3. Latent distribution of batch over training

This animation shows how the latent distribution of a batch of MNIST digit data changes over several epochs. I hoped to show the digits converging into clusters over time, but the convergence is not very noticeable and happens very quickly at the start of training. It's quite a long gif; you'll be able to tell when it jumps back to the start. Note how some of the different digits begin to separate out as training progresses. Unfortunately, the model still has trouble distinguishing between numbers such as 4.7, and 9, as well as 3,5,6,8, so there is quite a large cluster of multiple digits in the top left region. A possible remedy would be to include convolutional layers for feature extraction ahead of the 500 fully connected neurons, since they capture the spatial relations between pixels efficiently.

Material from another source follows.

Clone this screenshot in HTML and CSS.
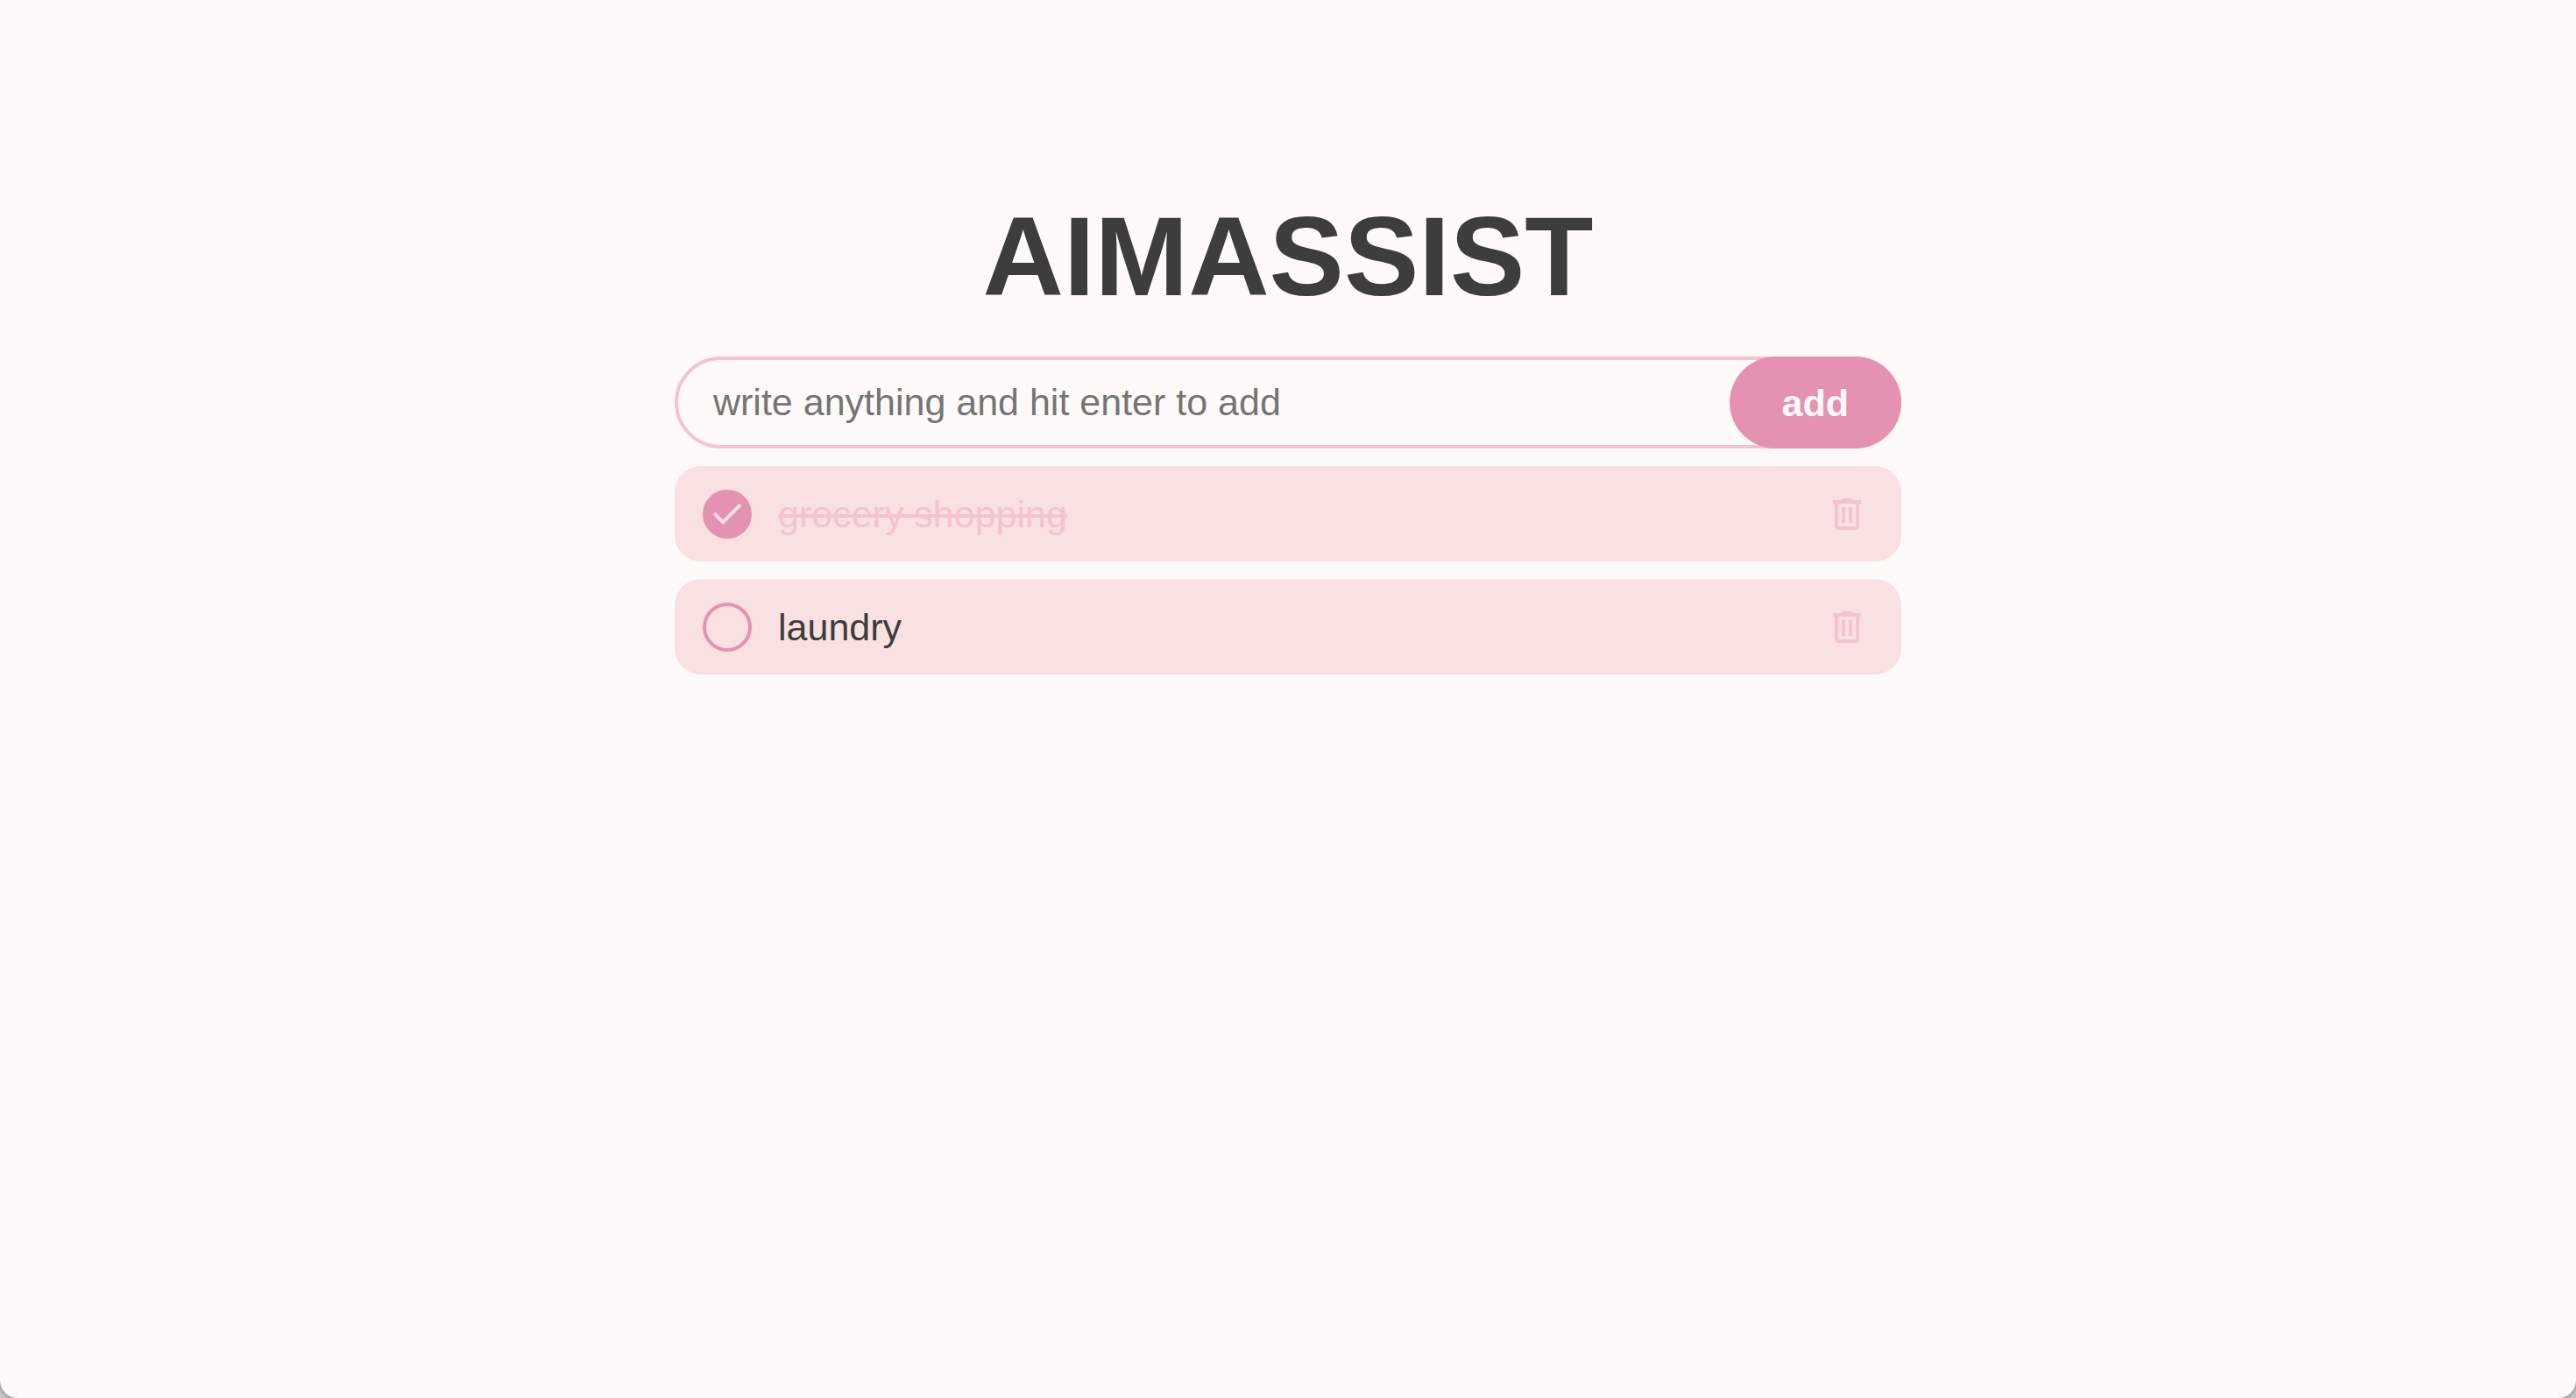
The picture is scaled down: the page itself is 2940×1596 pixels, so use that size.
FILE: index.html
```html
<!DOCTYPE html>
<html lang="en">
<head>
<meta charset="utf-8">
<meta name="viewport" content="width=device-width, initial-scale=1">
<title>AIMASSIST</title>
<link rel="stylesheet" href="styles.css">
</head>
<body>
<div class="window">
  <main class="app">
    <h1 class="title">AIMASSIST</h1>
    <form class="todo-form">
      <input class="todo-input" type="text" placeholder="write anything and hit enter to add" aria-label="New task" autocomplete="off">
      <button class="add-button" type="button">add</button>
    </form>
    <ul class="todo-list">
      <li class="todo">
        <span class="check">
          <input class="check-box" type="checkbox" id="todo-0" checked>
          <svg class="check-icon" viewBox="0 -960 960 960" aria-hidden="true"><path d="M382-240 154-468l57-57 171 171 367-367 57 57-424 424Z"/></svg>
        </span>
        <label class="todo-text" for="todo-0">grocery shopping</label>
        <button class="delete-button" type="button" aria-label="Delete grocery shopping">
          <svg class="delete-icon" viewBox="0 -960 960 960" aria-hidden="true"><path d="M280-120q-33 0-56.500-23.500T200-200v-520h-40v-80h200v-40h240v40h200v80h-40v520q0 33-23.500 56.500T680-120H280Zm400-600H280v520h400v-520ZM360-280h80v-360h-80v360Zm160 0h80v-360h-80v360Z"/></svg>
        </button>
      </li>
      <li class="todo">
        <span class="check">
          <input class="check-box" type="checkbox" id="todo-1">
          <svg class="check-icon" viewBox="0 -960 960 960" aria-hidden="true"><path d="M382-240 154-468l57-57 171 171 367-367 57 57-424 424Z"/></svg>
        </span>
        <label class="todo-text" for="todo-1">laundry</label>
        <button class="delete-button" type="button" aria-label="Delete laundry">
          <svg class="delete-icon" viewBox="0 -960 960 960" aria-hidden="true"><path d="M280-120q-33 0-56.500-23.500T200-200v-520h-40v-80h200v-40h240v40h200v80h-40v520q0 33-23.500 56.500T680-120H280Zm400-600H280v520h400v-520ZM360-280h80v-360h-80v360Zm160 0h80v-360h-80v360Z"/></svg>
        </button>
      </li>
    </ul>
  </main>
</div>
</body>
</html>
```
FILE: styles.css
```css
:root {
  --background: #fffafa;
  --card: #f9e1e1;
  --soft: #f5c2d0;
  --accent: #e592b2;
  --text: #3d3d3d;
}

* {
  box-sizing: border-box;
}

body {
  margin: 0;
  background: #c4c4c4;
  color: var(--text);
  font: 43px/50px "Liberation Sans", Arial, Helvetica, sans-serif;
}

.window {
  min-height: 100vh;
  padding: 219px 20px 80px;
  background: var(--background);
  border-radius: 0 0 20px 20px;
  box-shadow: 0 0 4px #666;
}

.app {
  max-width: 1400px;
  margin: 0 auto;
}

.title {
  margin: 0 0 40px;
  font-size: 128px;
  line-height: 148px;
  text-align: center;
}

.todo-form {
  display: grid;
  margin-bottom: 20px;
}

.todo-input,
.add-button {
  grid-area: 1 / 1;
  height: 105px;
  border-radius: 53px;
  font: inherit;
}

.todo-input {
  width: 100%;
  padding: 0 236px 0 40px;
  border: 4px solid var(--soft);
  background: transparent;
  color: var(--text);
  outline: none;
}

.todo-input::placeholder {
  color: #757575;
  opacity: 1;
}

.add-button {
  justify-self: end;
  padding: 0 60px;
  border: 0;
  background: var(--accent);
  color: var(--background);
  font-weight: bold;
  cursor: pointer;
}

.todo-list {
  display: grid;
  gap: 20px;
  margin: 0;
  padding: 0;
  list-style: none;
}

.todo {
  display: flex;
  align-items: center;
  gap: 30px;
  padding: 27px 32px 26px;
  border-radius: 30px;
  background: var(--card);
}

.check {
  display: grid;
  place-items: center;
}

.check-box {
  grid-area: 1 / 1;
  width: 56px;
  height: 56px;
  margin: 0;
  border: 4px solid var(--accent);
  border-radius: 50%;
  appearance: none;
  cursor: pointer;
}

.check-box:checked {
  background: var(--accent);
}

.check-icon {
  grid-area: 1 / 1;
  width: 48px;
  height: 48px;
  fill: var(--card);
  pointer-events: none;
  visibility: hidden;
}

.check-box:checked + .check-icon {
  visibility: visible;
}

.todo-text {
  flex: 1;
  cursor: pointer;
}

.check:has(:checked) + .todo-text {
  color: var(--soft);
  text-decoration: line-through 4px;
}

.delete-button {
  display: flex;
  padding: 0 6px;
  border: 0;
  background: none;
  cursor: pointer;
}

.delete-icon {
  width: 48px;
  height: 48px;
  fill: var(--soft);
}
```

4. Visualizing model reconstruction

The above gif demonstrates how the simple 500 neuron VAE reconstructs the binarized MNIST digits. Initially, all the reconstructions appear to be blobs of pixels, but as training progresses, the blobs begin to morph into their respective digits. The best reconstructed digits are 0, 1, and 9. Note how the 4s get reconstructed into 9s. This indicates that their orientation in the latent space z are likely similar to each other, which makes sense since 4 is already visually similar. One way to separate out these similar looking digits in the latent space z would be to construct a latent space with higher dimensionality to capture more complexity.